All that is a lot of work for an organization that technically only has two part-time employees. Though she works at least 40 hours a week every week, Barillas is only paid for 25 hours, a testament to her devotion to the Louisville community. (The second employee, who helps keep things running at La Casa Latina, works and is paid for 20 hours a week.)
This is a cause Barillas knows well. Born and raised in Guatemala, she first immigrated to the United States to attend U of L on a Fulbright scholarship, where she earned a bachelor’s degree and later a master’s in counseling psychology. Unlike many of the people La Casita assists, Barillas knew how to read and write when she moved here, she was documented, and she had a built-in network through the university. Still, she felt the struggle of assimilating into the culture. She felt discrimination for the first time but learned how to confront it with compassion and use it to spark positive change.
Now, Barillas and La Casita volunteers go to the poorest apartment complexes with food and music — the great equalizers — in order to start conversations with Latinos/Hispanics. It’s through these informal chats that they hear about what the biggest needs are, and where they start to brainstorm ways they might be able to address it through their grassroots efforts and partnerships with other organizations.

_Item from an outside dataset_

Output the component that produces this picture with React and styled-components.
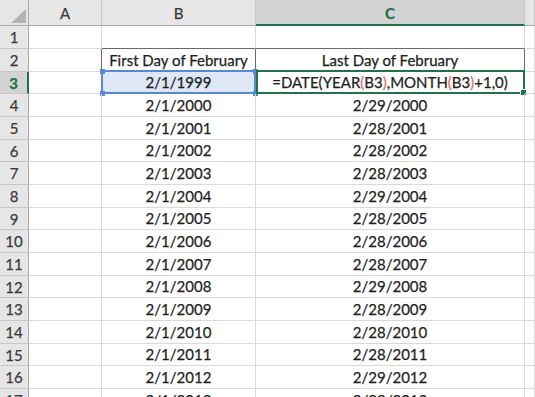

Too many people they reach through these efforts weren’t previously aware of the resources available to them, perhaps because they don’t frequent the community center or churches that often act as hubs for them. To this end, La Casita is working toward fixing up an abandoned property adjacent to the La Casa Latina property. The new, spruced-up building would accommodate larger groups during events, house the food and clothing pantry, and be the entry point for people who just want to stop in and say hello.
How quickly this dream is realized depends on funding, which is always tight.
“We are a poor nonprofit,” concedes Barillas, “but we are always working at getting donors to fund out projects. We’re always working on connecting people. When you don’t have a connection to the place you live, it’s tough to keep it clean and make it the best place it can be.”